The current copy of Software Foundations dated July 25, 2012, answers this quite concisely in the late chapter "Extraction2". The answer is that it can certainly be done, much like this:

Extraction Language Haskell
Extraction "divalg.hs" divalg

One more trick is necessary. Instead of a Prop, divalg must be a Type. Otherwise it will be erased in the process of extraction.

Uh oh, @Anthill is correct, I haven't answered the question because I don't know how to explain how Prof. Pierce accomplished that in his NormInType.v variant of his Norm.v and MoreStlc.v.

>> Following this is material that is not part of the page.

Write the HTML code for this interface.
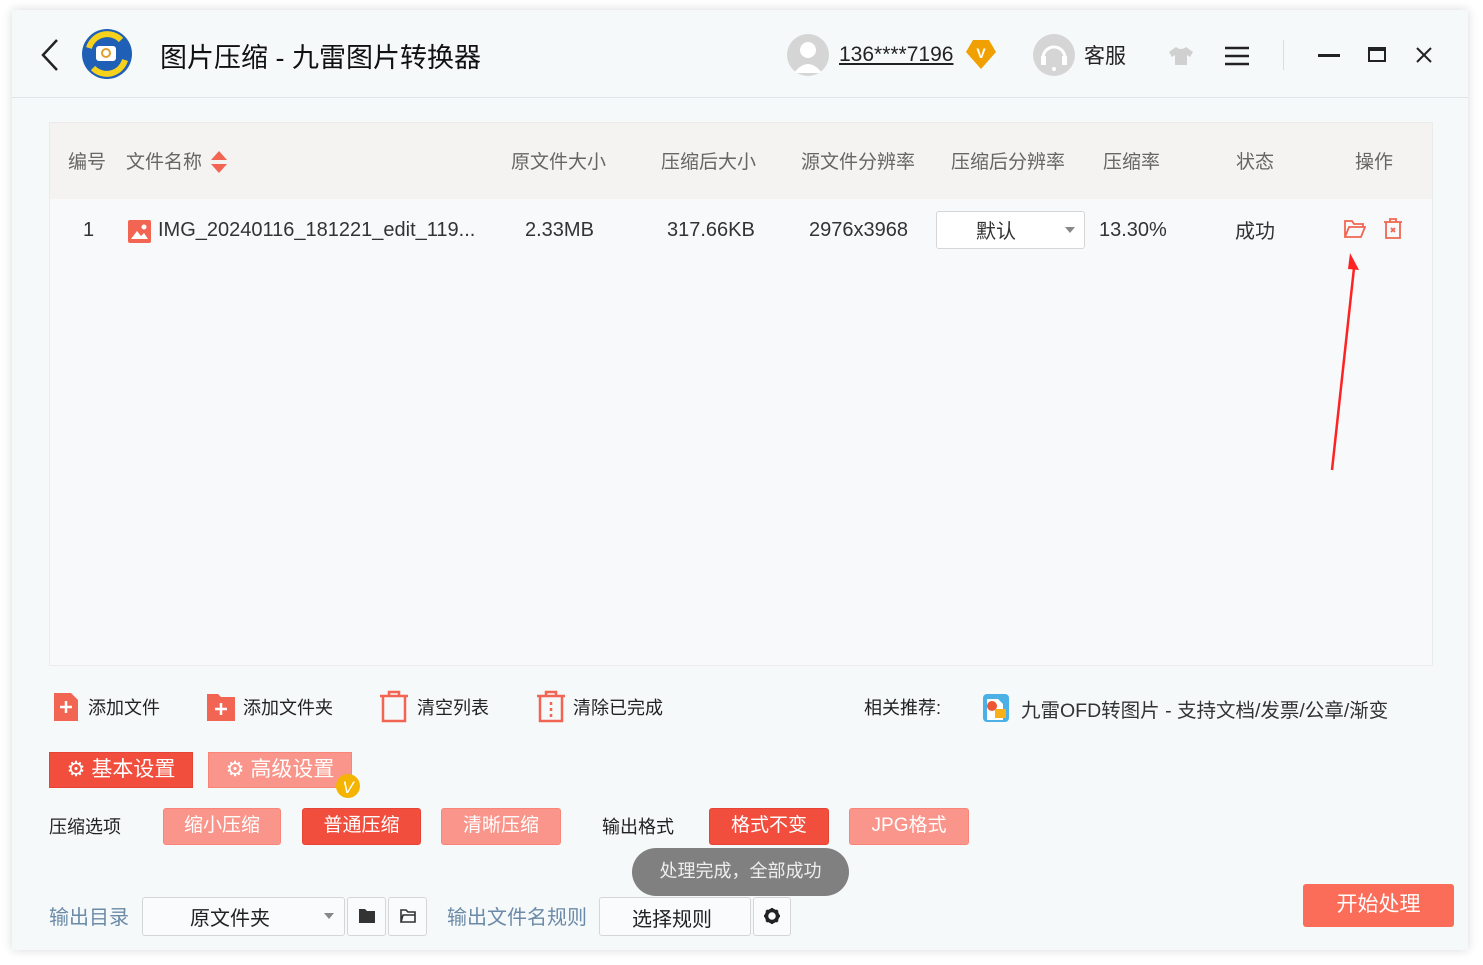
<!DOCTYPE html>
<html><head><meta charset="utf-8"><style>
*{box-sizing:border-box;margin:0;padding:0}
body{width:1483px;height:965px;background:#fff;position:relative;overflow:hidden;font-family:"Liberation Sans","Noto Sans CJK SC",sans-serif;color:#222}
.win{position:absolute;left:12px;top:10px;width:1456px;height:940px;background:#f6f9fa;box-shadow:0 0 10px rgba(0,0,0,.15)}
.a{position:absolute;white-space:nowrap}
.hdr{position:absolute;left:0;top:0;width:1456px;height:88px;border-bottom:1px solid #e2e5e8}
.tbl{position:absolute;left:37px;top:112px;width:1384px;height:544px;border:1px solid #ebebeb;background:#f7f9fa}
.th{position:absolute;left:0;top:0;width:100%;height:76px;background:#f4f3f2}
.th span{position:absolute;top:24px;font-size:19px;color:#666}
.row span{position:absolute;top:96px;font-size:20px;color:#333}
.row span.c{top:92px}
.btn{position:absolute;height:37px;border-radius:3px;font-size:19px;color:#fff;text-align:center;line-height:33px}
.dk{background:#f24e3e;border:1px solid #e64436}
.lt{background:#f9958a;border:1px solid #f88577}
.box{position:absolute;background:#fafbfc;border:1px solid #d4d6d8;border-radius:3px}
</style></head><body>
<div class="win">
<div class="hdr">
 <svg class="a" style="left:28px;top:28px" width="20" height="34"><path d="M17 2 L3 17 L17 32" stroke="#222" stroke-width="2.5" fill="none"/></svg>
 <svg class="a" style="left:69px;top:18px" width="52" height="52"><circle cx="26" cy="26" r="25" fill="#1f5fb5"/><path d="M8 20 A19 19 0 0 1 40 12" stroke="#f7d21c" stroke-width="6" fill="none"/><path d="M44 32 A19 19 0 0 1 12 40" stroke="#f7d21c" stroke-width="6" fill="none"/><rect x="15" y="18" width="20" height="15" rx="3" fill="#fff"/><circle cx="25" cy="25" r="4" fill="none" stroke="#e0a030" stroke-width="2"/></svg>
 <div class="a" style="left:148px;top:26px;font-size:27px;color:#111">图片压缩 - 九雷图片转换器</div>
 <svg class="a" style="left:774px;top:23px" width="44" height="44"><circle cx="22" cy="22" r="21" fill="#d5d5d5"/><circle cx="22" cy="17" r="8" fill="#fff"/><path d="M8 40 Q22 22 36 40Z" fill="#fff"/></svg>
 <div class="a" style="left:827px;top:33px;font-size:21px;text-decoration:underline">136****7196</div>
 <svg class="a" style="left:953px;top:28px" width="32" height="32"><path d="M8 2H24L31 14L16 31L1 14Z" fill="#f0a000"/><text x="16" y="20" font-size="14" font-weight="bold" fill="#fff" text-anchor="middle" font-family="Liberation Sans">V</text></svg>
 <svg class="a" style="left:1020px;top:23px" width="44" height="44"><circle cx="22" cy="22" r="21" fill="#d5d5d5"/><path d="M11 25 A11 11 0 0 1 33 25" stroke="#fff" stroke-width="3" fill="none"/><rect x="9" y="23" width="5" height="9" fill="#fff"/><rect x="30" y="23" width="5" height="9" fill="#fff"/><circle cx="22" cy="36" r="2" fill="#fff"/></svg>
 <div class="a" style="left:1072px;top:30px;font-size:21px">客服</div>
 <svg class="a" style="left:1156px;top:36px" width="26" height="20"><path d="M8 1 L1 6 L4 11 L7 9 L7 19 L19 19 L19 9 L22 11 L25 6 L18 1 Q13 5 8 1Z" fill="#d0d0d0"/></svg>
 <svg class="a" style="left:1212px;top:36px" width="26" height="20"><path d="M1 2H25M1 10H25M1 18H25" stroke="#222" stroke-width="2.5"/></svg>
 <div class="a" style="left:1271px;top:30px;width:1px;height:30px;background:#ddd"></div>
 <div class="a" style="left:1306px;top:44px;width:22px;height:3px;background:#222"></div>
 <div class="a" style="left:1356px;top:37px;width:18px;height:15px;border:2px solid #222;border-top-width:4px"></div>
 <svg class="a" style="left:1403px;top:36px" width="18" height="18"><path d="M2 2L16 16M16 2L2 16" stroke="#222" stroke-width="2"/></svg>
</div>
<div class="tbl">
 <div class="th">
  <span style="left:18px">编号</span><span style="left:76px">文件名称</span>
  <svg class="a" style="left:160px;top:27px" width="18" height="24"><path d="M9 1L17 10H1Z M9 23L17 14H1Z" fill="#f26552"/></svg>
  <span style="left:461px">原文件大小</span><span style="left:611px">压缩后大小</span><span style="left:751px">源文件分辨率</span><span style="left:901px">压缩后分辨率</span><span style="left:1053px">压缩率</span><span style="left:1186px">状态</span><span style="left:1305px">操作</span>
 </div>
 <div class="row">
  <span style="left:33px">1</span>
  <svg class="a" style="left:78px;top:97px" width="23" height="23"><rect width="23" height="23" rx="2" fill="#f26552"/><path d="M3 19L9 11L13 16L16 13L20 19Z" fill="#fff"/><circle cx="16" cy="7" r="2.5" fill="#fff"/></svg>
  <span style="left:108px">IMG_20240116_181221_edit_119...</span>
  <span style="left:475px">2.33MB</span><span style="left:617px">317.66KB</span><span style="left:759px">2976x3968</span>
  <div class="box" style="left:886px;top:88px;width:149px;height:38px;background:#fff"></div>
  <span class="c" style="left:926px">默认</span>
  <svg class="a" style="left:1014px;top:103px" width="12" height="8"><path d="M1 1H11L6 7Z" fill="#888"/></svg>
  <span style="left:1049px">13.30%</span><span class="c" style="left:1185px">成功</span>
  <svg class="a" style="left:1294px;top:96px" width="22" height="20"><path d="M1 18V2H8L10 5H19V8 M1 18L5 8H21L17 18Z" stroke="#f26552" stroke-width="1.8" fill="none"/></svg>
  <svg class="a" style="left:1333px;top:94px" width="20" height="23"><path d="M1 5H19M7 5V2H13V5M3 5V21H17V5M8 11L12 15M12 11L8 15" stroke="#f26552" stroke-width="1.8" fill="none"/></svg>
 </div>
</div>
<svg class="a" style="left:1310px;top:238px" width="40" height="225"><path d="M10 222 L32 20" stroke="#f22" stroke-width="2.5"/><path d="M28 5 L37 22 L26 21Z" fill="#f22"/></svg>
<svg class="a" style="left:41px;top:682px" width="26" height="30"><path d="M1 1H18L25 8V29H1Z" fill="#f26552"/><path d="M13 9V21M7 15H19" stroke="#fff" stroke-width="2.5"/></svg>
<div class="a" style="left:76px;top:684px;font-size:18px">添加文件</div>
<svg class="a" style="left:194px;top:683px" width="30" height="29"><path d="M1 1H12L15 4H29V28H1Z" fill="#f26552"/><path d="M15 10V22M9 16H21" stroke="#fff" stroke-width="2.5"/></svg>
<div class="a" style="left:231px;top:684px;font-size:18px">添加文件夹</div>
<svg class="a" style="left:367px;top:680px" width="30" height="33"><path d="M1 6H29M10 6V2H20V6M4 6V31H26V6" stroke="#f26552" stroke-width="2.5" fill="none"/></svg>
<div class="a" style="left:405px;top:684px;font-size:18px">清空列表</div>
<svg class="a" style="left:524px;top:680px" width="30" height="33"><path d="M1 6H29M10 6V2H20V6M4 6V31H26V6" stroke="#f26552" stroke-width="2.5" fill="none"/><path d="M15 12V15M15 18V21M15 24V27" stroke="#f26552" stroke-width="2.5"/></svg>
<div class="a" style="left:561px;top:684px;font-size:18px">清除已完成</div>
<div class="a" style="left:852px;top:684px;font-size:18px">相关推荐:</div>
<svg class="a" style="left:971px;top:684px" width="26" height="28"><rect width="26" height="28" rx="4" fill="#4ab0e6"/><path d="M4 5H15L20 10V26H4Z" fill="#fff"/><circle cx="9" cy="12" r="5" fill="#e53"/><rect x="12" y="15" width="11" height="9" fill="#f7b018"/></svg>
<div class="a" style="left:1009px;top:684px;font-size:19.5px;color:#333">九雷OFD转图片 - 支持文档/发票/公章/渐变</div>
<div class="btn dk" style="left:37px;top:742px;width:144px;height:36px;border-radius:0;font-size:21px">⚙ 基本设置</div>
<div class="btn lt" style="left:196px;top:742px;width:144px;height:36px;border-radius:0;font-size:21px">⚙ 高级设置</div>
<svg class="a" style="left:323px;top:763px" width="26" height="26"><circle cx="13" cy="13" r="12" fill="#f5b400"/><text x="13" y="20" font-size="17" fill="#fff" text-anchor="middle" font-style="italic" font-family="Liberation Sans">V</text></svg>
<div class="a" style="left:37px;top:803px;font-size:18px">压缩选项</div>
<div class="btn lt" style="left:151px;top:798px;width:118px">缩小压缩</div>
<div class="btn dk" style="left:290px;top:798px;width:119px">普通压缩</div>
<div class="btn lt" style="left:429px;top:798px;width:120px">清晰压缩</div>
<div class="a" style="left:590px;top:803px;font-size:18px">输出格式</div>
<div class="btn dk" style="left:697px;top:798px;width:120px">格式不变</div>
<div class="btn lt" style="left:837px;top:798px;width:120px">JPG格式</div>
<div class="a" style="left:620px;top:838px;width:217px;height:48px;border-radius:24px;background:#808080;color:#eee;font-size:18px;text-align:center;line-height:46px">处理完成，全部成功</div>
<div class="a" style="left:37px;top:891px;font-size:20px;color:#6b8aa8">输出目录</div>
<div class="box" style="left:130px;top:887px;width:203px;height:39px"></div>
<div class="a" style="left:178px;top:892px;font-size:20px">原文件夹</div>
<svg class="a" style="left:312px;top:903px" width="10" height="7"><path d="M0 0H10L5 6Z" fill="#888"/></svg>
<div class="box" style="left:335px;top:887px;width:39px;height:39px"></div>
<svg class="a" style="left:347px;top:899px" width="16" height="14"><path d="M0 0H6L8 2H16V14H0Z" fill="#333"/></svg>
<div class="box" style="left:376px;top:887px;width:39px;height:39px"></div>
<svg class="a" style="left:388px;top:899px" width="16" height="14"><path d="M1 13V1H6L8 3H15V6M1 13L3 6H15V13Z" stroke="#333" stroke-width="1.6" fill="none"/></svg>
<div class="a" style="left:435px;top:891px;font-size:20px;color:#6b8aa8">输出文件名规则</div>
<div class="box" style="left:587px;top:887px;width:152px;height:39px"></div>
<div class="a" style="left:620px;top:893px;font-size:20px">选择规则</div>
<div class="box" style="left:741px;top:887px;width:38px;height:39px"></div>
<svg class="a" style="left:752px;top:898px" width="16" height="16"><circle cx="8" cy="8" r="5.5" fill="none" stroke="#222" stroke-width="3.5"/><path d="M8 0V3M8 13V16M0 8H3M13 8H16M2.3 2.3L4.4 4.4M11.6 11.6L13.7 13.7M2.3 13.7L4.4 11.6M11.6 4.4L13.7 2.3" stroke="#222" stroke-width="2.5"/></svg>
<div class="btn" style="left:1291px;top:874px;width:151px;height:43px;background:#fb6c59;line-height:41px;font-size:21px">开始处理</div>
</div>
</body></html>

OK, here's the rest of my partial answer anyway.

Where "divalg" appears above, it will be necessary to provide a space-separated list of all of the propositions (which must each be redefined as a Type rather than a Prop) on which divalg relies. For a thorough, interesting, and working example of a proof extraction, one may consult the chapter Extraction2 mentioned above. That example extracts to OCaml, but adapting it for Haskell is simply a matter of using Extraction Language Haskell as above.

In part, the reason that I spent some time not knowing the above answer is that I have been using the copy of Software Foundations dated October 14, 2010, that I downloaded in 2011.